** start of DATA SHOWN **
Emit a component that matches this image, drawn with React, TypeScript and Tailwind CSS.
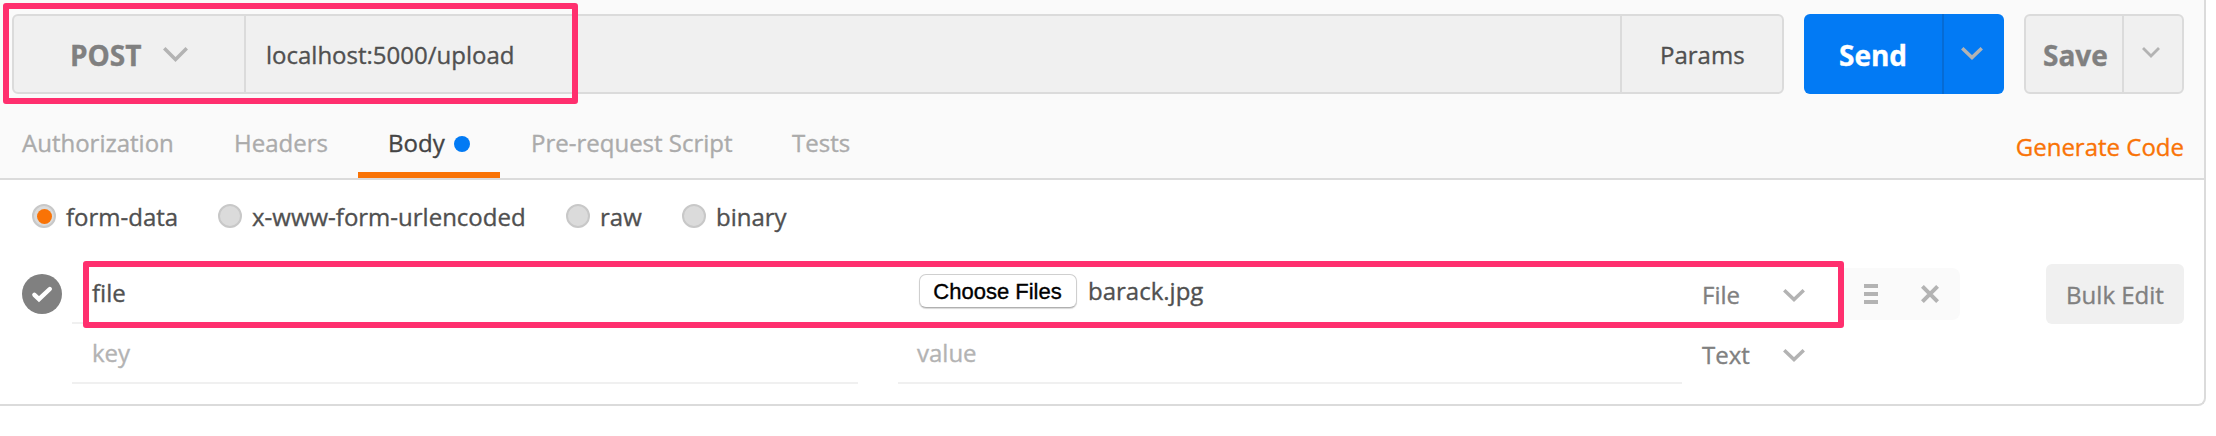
import React from "react";

type ChevronProps = { className: string; w: number; h: number; stroke?: number };

function Chevron({ className, w, h, stroke = 3.5 }: ChevronProps) {
  const i = stroke * 0.36;
  return (
    <svg className={className} width={w} height={h} viewBox={`0 0 ${w} ${h}`} fill="none">
      <path
        d={`M${i} ${i} L${w / 2} ${h - stroke * 0.72} L${w - i} ${i}`}
        stroke="currentColor"
        strokeWidth={stroke}
      />
    </svg>
  );
}

function RequestBar() {
  return (
    <div className="flex h-[80px] pl-[12px]">
      <div className="flex w-[1772px] rounded-[6px] border-2 border-[#dbdbdb] bg-[#f0f0f0]">
        <div className="flex w-[232px] border-r-2 border-[#dbdbdb] pl-[56px]">
          <span className="w-[93px] pt-[1px] text-[28px] leading-[76px] font-bold text-[#808080]">POST</span>
          <Chevron className="mt-[31px] text-[#b3b3b3]" w={25} h={15} />
        </div>
        <div className="flex-1 pt-[1px] pl-[20px] text-[24px] leading-[76px] text-[#505050]">localhost:5000/upload</div>
        <div className="w-[162px] border-l-2 border-[#dbdbdb] pt-[1px] pl-[38px] text-[24px] leading-[76px] text-[#505050]">
          Params
        </div>
      </div>
      <div className="ml-5 flex w-[200px] rounded-[6px] bg-[#027af4]">
        <div className="w-[138px] pt-[1px] pl-[35px] text-[28px] leading-[80px] font-bold text-white">Send</div>
        <div className="flex-1 border-l-2 border-[#066bd4] pt-[33px] pl-[17px]">
          <Chevron className="text-[#b3b3b3]" w={22} h={13} />
        </div>
      </div>
      <div className="ml-5 flex w-[160px] rounded-[6px] border-2 border-[#dbdbdb] bg-[#f0f0f0]">
        <div className="w-[96px] pt-[1px] pl-[17px] text-[28px] leading-[76px] font-bold text-[#808080]">Save</div>
        <div className="flex-1 border-l-2 border-[#dbdbdb] pt-[31px] pl-[18px]">
          <Chevron className="text-[#b3b3b3]" w={18} h={11} stroke={2.8} />
        </div>
      </div>
    </div>
  );
}

function Tabs() {
  return (
    <div className="flex h-[84px] text-[24px] leading-[32px] text-[#ababab]">
      <div className="w-[212px] pt-[33px] pl-[22px]">Authorization</div>
      <div className="w-[146px] pt-[33px] pl-[22px]">Headers</div>
      <div className="flex w-[142px] border-b-6 border-[#f97306] pt-[33px] pl-[30px] text-[#444]">
        <span className="w-[66px]">Body</span>
        <span className="mt-[9px] h-4 w-4 rounded-full bg-[#027af4]" />
      </div>
      <div className="w-[262px] pt-[33px] pl-[31px]">Pre-request Script</div>
      <div className="flex-1 pt-[33px] pl-[30px]">Tests</div>
      <div className="pt-[37px] pr-[20px] text-[#f97306]">Generate Code</div>
    </div>
  );
}

function Radio({ label, selected = false, className }: { label: string; selected?: boolean; className: string }) {
  return (
    <label className={className}>
      <span className="flex h-6 w-6 items-center justify-center rounded-full border-2 border-[#c8c8c8] bg-[#dbdbdb]">
        {selected && <span className="h-[15px] w-[15px] rounded-full bg-[#f97306]" />}
      </span>
      <span className="ml-[10px] pt-[1px]">{label}</span>
    </label>
  );
}

function FormRows() {
  return (
    <div className="flex text-[24px] text-[#505050]">
      <div className="w-[72px] pt-[10px] pl-[22px]">
        <svg width="40" height="40" viewBox="0 0 40 40" fill="none">
          <circle cx="20" cy="20" r="20" fill="#808080" />
          <path d="M12.4 20.8 L17 25.2 L27.8 15" stroke="#fff" strokeWidth="4.4" strokeLinecap="round" />
        </svg>
      </div>
      <div className="w-[786px]">
        <div className="h-[60px] border-b-2 border-[#f0f0f0] pt-[13px] pl-[20px] leading-[32px]">file</div>
        <div className="h-[60px] border-b-2 border-[#f0f0f0] pt-[13px] pl-[20px] leading-[32px] text-[#b3b3b3]">key</div>
      </div>
      <div className="ml-10 w-[784px]">
        <div className="flex h-[60px] border-b-2 border-[#f0f0f0] pt-[10px] pl-[21px]">
          <button className="h-[34px] w-[158px] rounded-[7px] border border-[#cfcfcf] border-b-[#b0b0b0] bg-white pr-[1px] font-['Liberation_Sans',sans-serif] text-[22px] leading-[34px] whitespace-nowrap text-black shadow-[0_1px_1px_#d8d8d8]">
            Choose Files
          </button>
          <span className="ml-[11px] pt-[1px] leading-[32px]">barack.jpg</span>
        </div>
        <div className="h-[60px] border-b-2 border-[#f0f0f0] pt-[13px] pl-[19px] leading-[32px] text-[#b3b3b3]">value</div>
      </div>
      <div className="w-[162px] text-[#808080]">
        <div className="flex h-[60px] pt-[15px] pl-[20px] leading-[32px]">
          <span className="w-[81px]">File</span>
          <Chevron className="mt-[10px] text-[#b3b3b3]" w={22} h={13} />
        </div>
        <div className="flex h-[60px] pt-[15px] pl-[20px] leading-[32px]">
          <span className="w-[81px]">Text</span>
          <Chevron className="mt-[10px] text-[#b3b3b3]" w={22} h={13} />
        </div>
      </div>
      <div className="mt-[4px] flex h-[52px] w-[116px] rounded-r-[8px] bg-[#fafafa] pt-4 pl-5">
        <svg width="14" height="20" viewBox="0 0 14 20" fill="#b3b3b3">
          <path d="M0 0h14v4H0zM0 8h14v4H0zM0 16h14v4H0z" />
        </svg>
        <svg className="mt-[1px] ml-[43px]" width="18" height="18" viewBox="0 0 18 18" fill="none">
          <path d="M1.4 1.4 L16.6 16.6 M16.6 1.4 L1.4 16.6" stroke="#b3b3b3" strokeWidth="4" />
        </svg>
      </div>
      <div className="ml-[86px] h-[60px] w-[138px] rounded-[6px] bg-[#f0f0f0] pt-[1px] text-center leading-[60px] text-[#808080]">
        Bulk Edit
      </div>
    </div>
  );
}

export default function App() {
  return (
    <div className="relative h-[436px] w-[2216px] overflow-hidden bg-white font-['Open_Sans',sans-serif] [-webkit-text-stroke:0.35px_currentColor]">
      <div className="h-[406px] w-[2206px] overflow-hidden rounded-br-[8px] border-r-2 border-b-2 border-[#dbdbdb]">
        <div className="border-b-2 border-[#dbdbdb] bg-[#fafafa] pt-[14px]">
          <RequestBar />
          <Tabs />
        </div>
        <div className="flex h-[84px] pt-6 pl-8 text-[24px] leading-[24px] text-[#505050]">
          <Radio className="flex h-6 w-[186px]" label="form-data" selected />
          <Radio className="flex h-6 w-[348px] whitespace-nowrap" label="x-www-form-urlencoded" />
          <Radio className="flex h-6 w-[116px]" label="raw" />
          <Radio className="flex h-6" label="binary" />
        </div>
        <FormRows />
      </div>
      <div className="absolute top-[3px] left-[3px] h-[101px] w-[575px] rounded-[3px] border-6 border-[#ff2f6e]" />
      <div className="absolute top-[261px] left-[83px] h-[67px] w-[1761px] rounded-[3px] border-6 border-[#ff2f6e]" />
    </div>
  );
}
** end of DATA SHOWN **
THE TASK:
Copy each line of the listing that contains the string "React".

RESPONSE TO THE TASK:
Emit a component that matches this image, drawn with React, TypeScript and Tailwind CSS.
import React from "react";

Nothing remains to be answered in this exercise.